From (2) and (3), we have: $ x \le z \implies f(z) \le f(y) \implies z \ge y$.

From (1) and (2), we have: $ y \le z \implies f(x) \le f(y) \implies x \ge y$.

But we already suppose $x=\min{\{x,y,z\}}$ , hence, $x=y$. And from (1) and (2), we have $f(x) = f(y) \implies y = z$. So, $x=y=z$.

It suffices now to solve the equation $$f(x)=\left( \frac{3}{6} \right)^x+\left( \frac{4}{6} \right)^x+\left( \frac{5}{6} \right)^x =\frac{x}{3}$$ We notice that $f(x)$ is decreasing function while $=\frac{x}{3}$ is an increasing function. Thus, there is at most 1 solution.

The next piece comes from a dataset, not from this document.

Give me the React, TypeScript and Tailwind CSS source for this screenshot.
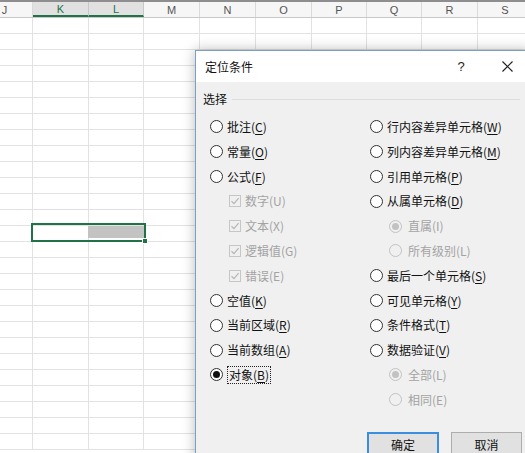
import React from "react"

type Col = { l: string; w: number; sel?: boolean }

const cols: Col[] = [
  { l: "J", w: 56 },
  { l: "K", w: 56, sel: true },
  { l: "L", w: 55, sel: true },
  { l: "M", w: 56 },
  { l: "N", w: 56 },
  { l: "O", w: 56 },
  { l: "P", w: 55 },
  { l: "Q", w: 55 },
  { l: "R", w: 56 },
  { l: "S", w: 55 },
]

const rowCount = 27

// access key label, e.g. 批注(C) with the C underlined
const Label = ({ text, k, disabled }: { text: string; k: string; disabled?: boolean }) => (
  <span className={disabled ? "text-[#a3a3a3]" : "text-[#111]"}>
    {text}(
    {disabled ? k : <span className="underline underline-offset-2">{k}</span>})
  </span>
)

const Radio = ({ checked, disabled }: { checked?: boolean; disabled?: boolean }) => (
  <span
    className={`flex h-[13px] w-[13px] shrink-0 items-center justify-center rounded-full border ${
      disabled ? "border-[#c2c2c2] bg-[#f0f0f0]" : "border-[#333] bg-white"
    }`}
  >
    {checked && (
      <span className={`h-[7px] w-[7px] rounded-full ${disabled ? "bg-[#c2c2c2]" : "bg-[#111]"}`} />
    )}
  </span>
)

const Check = () => (
  <span className="flex h-[12px] w-[12px] shrink-0 items-center justify-center border border-[#c6c6c6] bg-[#f0f0f0]">
    <svg width="10" height="10" viewBox="0 0 10 10">
      <path d="M1.5 5.2 L4 7.6 L8.6 2.2" fill="none" stroke="#b5b5b5" strokeWidth="1.2" />
    </svg>
  </span>
)

type Item = {
  text: string
  k: string
  kind: "radio" | "check" | "subradio"
  checked?: boolean
  disabled?: boolean
  focus?: boolean
}

const leftItems: Item[] = [
  { text: "批注", k: "C", kind: "radio" },
  { text: "常量", k: "O", kind: "radio" },
  { text: "公式", k: "F", kind: "radio" },
  { text: "数字", k: "U", kind: "check", disabled: true },
  { text: "文本", k: "X", kind: "check", disabled: true },
  { text: "逻辑值", k: "G", kind: "check", disabled: true },
  { text: "错误", k: "E", kind: "check", disabled: true },
  { text: "空值", k: "K", kind: "radio" },
  { text: "当前区域", k: "R", kind: "radio" },
  { text: "当前数组", k: "A", kind: "radio" },
  { text: "对象", k: "B", kind: "radio", checked: true, focus: true },
]

const rightItems: Item[] = [
  { text: "行内容差异单元格", k: "W", kind: "radio" },
  { text: "列内容差异单元格", k: "M", kind: "radio" },
  { text: "引用单元格", k: "P", kind: "radio" },
  { text: "从属单元格", k: "D", kind: "radio" },
  { text: "直属", k: "I", kind: "subradio", checked: true, disabled: true },
  { text: "所有级别", k: "L", kind: "subradio", disabled: true },
  { text: "最后一个单元格", k: "S", kind: "radio" },
  { text: "可见单元格", k: "Y", kind: "radio" },
  { text: "条件格式", k: "T", kind: "radio" },
  { text: "数据验证", k: "V", kind: "radio" },
  { text: "全部", k: "L", kind: "subradio", checked: true, disabled: true },
  { text: "相同", k: "E", kind: "subradio", disabled: true },
]

const Option = ({ item }: { item: Item }) => {
  const label = <Label text={item.text} k={item.k} disabled={item.disabled} />
  if (item.kind === "check") {
    return (
      <div className="flex h-[24.8px] items-center gap-[4px] pl-[19px]">
        <Check />
        {label}
      </div>
    )
  }
  return (
    <div className={`flex h-[24.8px] items-center ${item.kind === "subradio" ? "gap-[6px] pl-[19px]" : "gap-[4px]"}`}>
      <Radio checked={item.checked} disabled={item.disabled} />
      {item.focus ? <span className="border border-dotted border-[#222] px-px">{label}</span> : label}
    </div>
  )
}

export default function App() {
  return (
    <div className="relative h-[453px] w-[525px] overflow-hidden bg-white font-['Noto_Sans_CJK_SC',sans-serif] text-[12px] leading-[16px]">
      {/* sheet */}
      <div className="ml-[-23px] flex flex-col">
        <div className="flex h-[18px] border-t-2 border-b border-t-[#8e8e8e] border-b-[#c8c8c8] bg-[#f6f6f6]">
          {cols.map((c) => (
            <div
              key={c.l}
              style={{ width: c.w }}
              className={`flex shrink-0 items-center justify-center border-r font-['Liberation_Sans',sans-serif] text-[11px] ${
                c.sel
                  ? "border-r-[#c8c8c8] border-b-2 border-b-[#217346] bg-[#e1e1e1] text-[#217346]"
                  : "border-r-[#dadada] text-[#555]"
              }`}
            >
              {c.l}
            </div>
          ))}
        </div>
        {Array.from({ length: rowCount }).map((_, r) => (
          <div key={r} className="flex h-[16px] border-b border-[#e2e2e2]">
            {cols.map((c) => (
              <div key={c.l} style={{ width: c.w }} className="shrink-0 border-r border-[#e2e2e2]" />
            ))}
          </div>
        ))}
      </div>

      {/* selection K14:L14 */}
      <div className="absolute left-[88px] top-[226px] h-[12px] w-[56px] bg-[#c3c3c3]" />
      <div className="absolute left-[31px] top-[223px] h-[19px] w-[115px] border-2 border-[#217346]" />
      <div className="absolute left-[142px] top-[238px] h-[6px] w-[6px] border border-white bg-[#217346]" />

      {/* dialog */}
      <div className="absolute left-[195px] top-[50px] flex h-[420px] w-[336px] flex-col border border-[#7f9fbf] bg-[#f0f0f0] shadow-[0_0_12px_rgba(0,0,0,0.28)]">
        <div className="flex h-[31px] shrink-0 items-center bg-white">
          <span className="pl-[9px] text-[#111]">定位条件</span>
          <div className="ml-auto flex h-full">
            <div className="flex w-[46px] items-center justify-center font-['Liberation_Sans',sans-serif] text-[13px] text-[#222]">?</div>
            <div className="flex w-[46px] items-center justify-center">
              <svg width="11" height="11" viewBox="0 0 11 11">
                <path d="M0.5 0.5 L10.5 10.5 M10.5 0.5 L0.5 10.5" stroke="#222" strokeWidth="1.2" />
              </svg>
            </div>
          </div>
        </div>

        <div className="flex items-center pl-[7px] pr-[10px] pt-[9px]">
          <span className="text-[#111]">选择</span>
          <div className="ml-[5px] h-px flex-1 bg-[#dcdcdc]" />
        </div>

        <div className="mt-[7.6px] flex items-start px-[14px]">
          <div className="w-[160px] shrink-0">
            {leftItems.map((it) => (
              <Option key={it.text} item={it} />
            ))}
          </div>
          <div className="flex-1">
            {rightItems.map((it) => (
              <Option key={it.text} item={it} />
            ))}
          </div>
        </div>

        <div className="mt-[20px] flex justify-end gap-[12px] pr-[8px]">
          <button className="flex h-[25px] w-[72px] items-center justify-center border-2 border-[#3a8ee0] bg-[#e1e1e1] text-[#111]">
            确定
          </button>
          <button className="flex h-[25px] w-[71px] items-center justify-center border border-[#adadad] bg-[#e1e1e1] text-[#111]">
            取消
          </button>
        </div>
      </div>
    </div>
  )
}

And because $x=3$ is the solution, then $x=y=z=3$ is the unique solution of the system equation.

Answer 3

This is mostly a variant of NN2's answer, deriving the unique solution from an argument about the middle of the three variables rather than the minimum. I'm posting it mainly because it occurs to me that proving that each variable must be "between" the other two might be easier to follow than eyeballing the directions that a bunch of inequalities point.

Let

$$f(u)=3\left(\left(1\over2\right)^u+\left(2\over3\right)^u+\left(5\over6\right)^u\right)$$

and rewrite the system as

$$\begin{align} f(x)&=y\\ f(y)&=z\\ f(z)&=x \end{align}$$

Now since $1\over2$, $2\over3$, and $5\over6$ are all less than $1$, $f$ is a decreasing function of $u$. Hence if $x$ is between $y$ and $z$ (i.e., greater than or equal to one and less than or equal to the other), then $f(x)=y$ is between $f(y)=z$ and $f(z)=x$, which in turn implies $f(y)=z$ is between $f(z)=x$ and $f(x)=y$ (which in turn implies $f(z)=x$ is between $f(x)=y$ and $f(y)=z$). Since at least one variable is between the other two, we conclude that each is between the others, i.e., $x=y=z$.

Finally, since $f$ is decreasing, the equation $f(u)=u$ can have at most one solution. By inspection, we see that the unique solution is $u=3$. So the OP's system of equations has $(x,y,z)=(3,3,3)$ as its unique solution.